Les amateurs de mystères historiques ont mis en doute la mort même de Marie-Anne et supposé qu’elle ait pu survivre pour devenir la « Moresse religieuse à Moret fort énigmatique », dont a parlé Saint-Simon (Mémoires, tome i, pages 446‑447). Placée toute jeune dans ce « couvent borgne » et très richement dotée, elle y aurait reçu de fréquentes visites de la reine Marie-Thérèse, sa prétendue mère, puis de Mme de Maintenon :

« Ni l’une ni l’autre ne prenaient pas un soin direct de cette Moresse qui pût se remarquer ; mais elles n’y étaient pas moins attentives. Elles ne la voyaient pas toutes les fois qu’elles y allaient, mais souvent pourtant, et avec une grande attention à sa santé, à sa conduite et à celle de la supérieure à son égard. Monseigneur {a} y a été quelquefois, et les princes ses enfants une ou deux fois, et tous ont demandé et vu la Moresse avec bonté. Elle était là avec plus de considération que la personne la plus connue et la plus distinguée, et se prévalait fort des soins qu’on prenait d’elle et du mystère qu’on en faisait ; et quoiqu’elle vécût régulièrement, on s’apercevait bien que sa vocation avait été aidée. Il lui échappa une fois, entendant Monseigneur chasser dans la forêt, de dire négligemment : “ C’est mon frère qui chasse. ” On prétendait qu’elle était fille du roi et de la reine, que sa couleur l’avait fait cacher et disparaître, et publier que la reine avait fait une fausse couche, et beaucoup de gens de la cour en étaient persuadés. Quoi qu’il en soit, la chose est demeurée une énigme. »


  1. Le Grand Dauphin.

Certains sont allés jusqu’à prétendre que le page noir de la reine, nommé Nabo, aurait été le père adultère de l’enfant royal et qu’on l’en aurait puni en l’emprisonnant à vie avec un masque pour cacher son visage ; mais cette hypothèse, comme tant d’autres, est chargée d’invraisemblances (Petitfils b, pages 145-151).
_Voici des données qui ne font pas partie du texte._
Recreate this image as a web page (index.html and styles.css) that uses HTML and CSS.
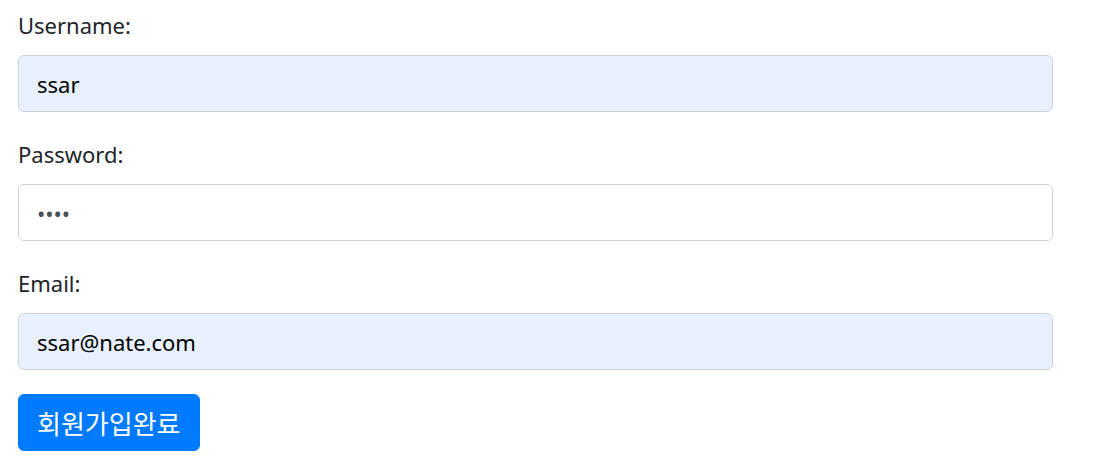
FILE: index.html
```html
<!DOCTYPE html>
<html lang="ko">
<head>
<meta charset="utf-8">
<title>Join</title>
<link rel="stylesheet" href="styles.css">
</head>
<body>
<form class="form">
  <div class="form-group">
    <label class="label" for="username">Username:</label>
    <input class="input input-filled" id="username" type="text" value="ssar">
  </div>
  <div class="form-group">
    <label class="label" for="password">Password:</label>
    <input class="input" id="password" type="password" value="1234">
  </div>
  <div class="form-group">
    <label class="label" for="email">Email:</label>
    <input class="input input-filled" id="email" type="email" value="ssar@nate.com">
  </div>
  <button class="btn" type="button">회원가입완료</button>
</form>
</body>
</html>
```
FILE: styles.css
```css
html, body {
  margin: 0;
  padding: 0;
  background: #fff;
}
body {
  font-family: "Noto Sans", "Noto Sans CJK KR", sans-serif;
  font-size: 22px;
  line-height: 36px;
  color: #212529;
}
.form {
  width: 1035px;
  padding: 7px 0 0 18px;
  display: flex;
  flex-direction: column;
  align-items: flex-start;
}
.form-group {
  width: 100%;
  display: flex;
  flex-direction: column;
  margin-bottom: 24px;
}
.label {
  display: block;
  margin-bottom: 12px;
  height: 36px;
}
.input {
  box-sizing: border-box;
  width: 100%;
  height: 57px;
  padding: 9px 18px;
  font-family: inherit;
  font-size: 22px;
  line-height: 36px;
  color: #495057;
  background: #fff;
  border: 1px solid #ced4da;
  border-radius: 6px;
  outline: none;
  margin: 0;
}
.input-filled {
  background: #e8f0fe;
  color: #000;
}
.btn {
  box-sizing: border-box;
  height: 57px;
  padding: 9px 18px;
  font-family: "Noto Sans CJK KR", sans-serif;
  font-size: 26px;
  letter-spacing: 0;
  line-height: 36px;
  color: #fff;
  background: #007bff;
  border: 1px solid #007bff;
  border-radius: 6px;
  cursor: pointer;
}
```
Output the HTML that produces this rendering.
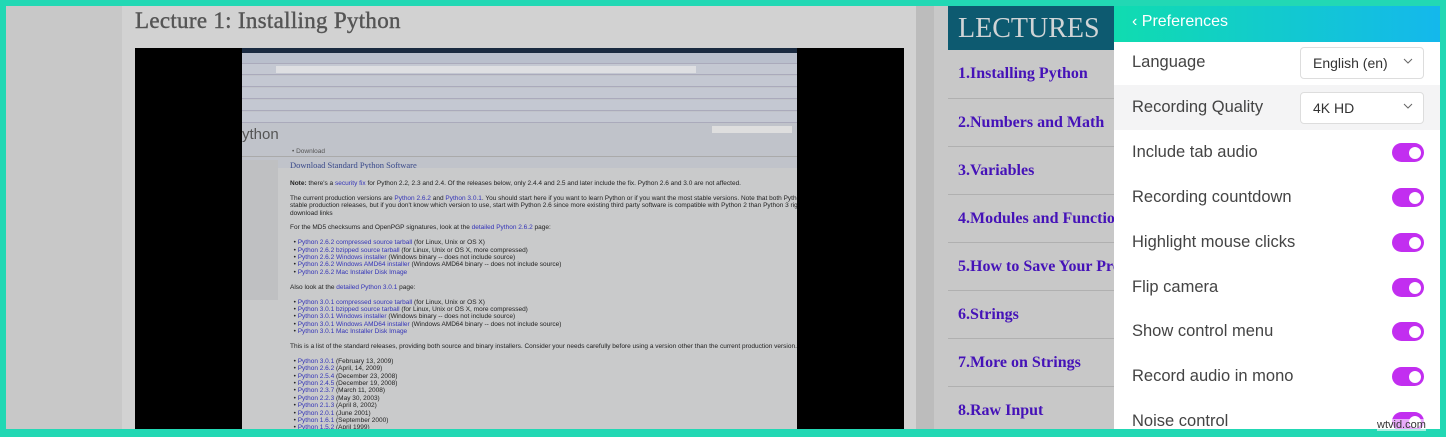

La version officielle donnée par l’extraordinaire de la Gazette intitulé La Pompe funèbre de Madame Marie-Anne de France (no 4 du 9 janvier 1665, pages 25‑32) n’a pas alimenté ces rumeurs :

« À prendre la chose dans le bon sens, ne voyons-nous pas qu’il {a} ne nous a enlevé cette jeune princesse que par un effet de l’amour qu’il a pour nos Lis, {b} et qu’il s’était réservé ce précieux rejeton de leur grande et pompeuse tige : n’ayant pu souffrir que la Nature l’ait fait naître dans le terme de sa maturité, d’autant qu’il voulait la lui donner parmi ses anges ? On dirait même qu’il ne nous ait voulu accorder la guérison de notre souveraine qu’à condition que nous lui en rendions ce tribut, et que c’est pour cette raison qu’en même temps qu’il nous a eu assurés de la santé de la mère, il nous a privés de l’enfant ; nous ayant, durant 39 jours qui ont fait tout son âge, préparés à cette perte par sa langueur continuelle, qui faisait bien juger que la terre n’était pas destinée pour son séjour. […]

Ce jour-là 27, on en sépara le cœur pour être porté dans un cœur d’argent au Val-de-Grâce, la reine mère l’ayant demandé pour les religieuses de ce monastère, et le corps fut enfermé dans un cercueil de plomb, {c} sur lequel on attacha une lame de cuivre où étaient les armes de l’illustre défunte, et ces mots :

C’est le corps de très haute et très puissante princesse Madame Marie-Anne de France, seconde fille du roi Louis, xive de ce nom, et de Marie-Thérèse d’Autriche, décédée au château du Louvre le 26 décembre 1664, âgée de 39 jours.


  1. Le Ciel.

  2. « Fleurs dont l’écu de France est chargé » (Furetière).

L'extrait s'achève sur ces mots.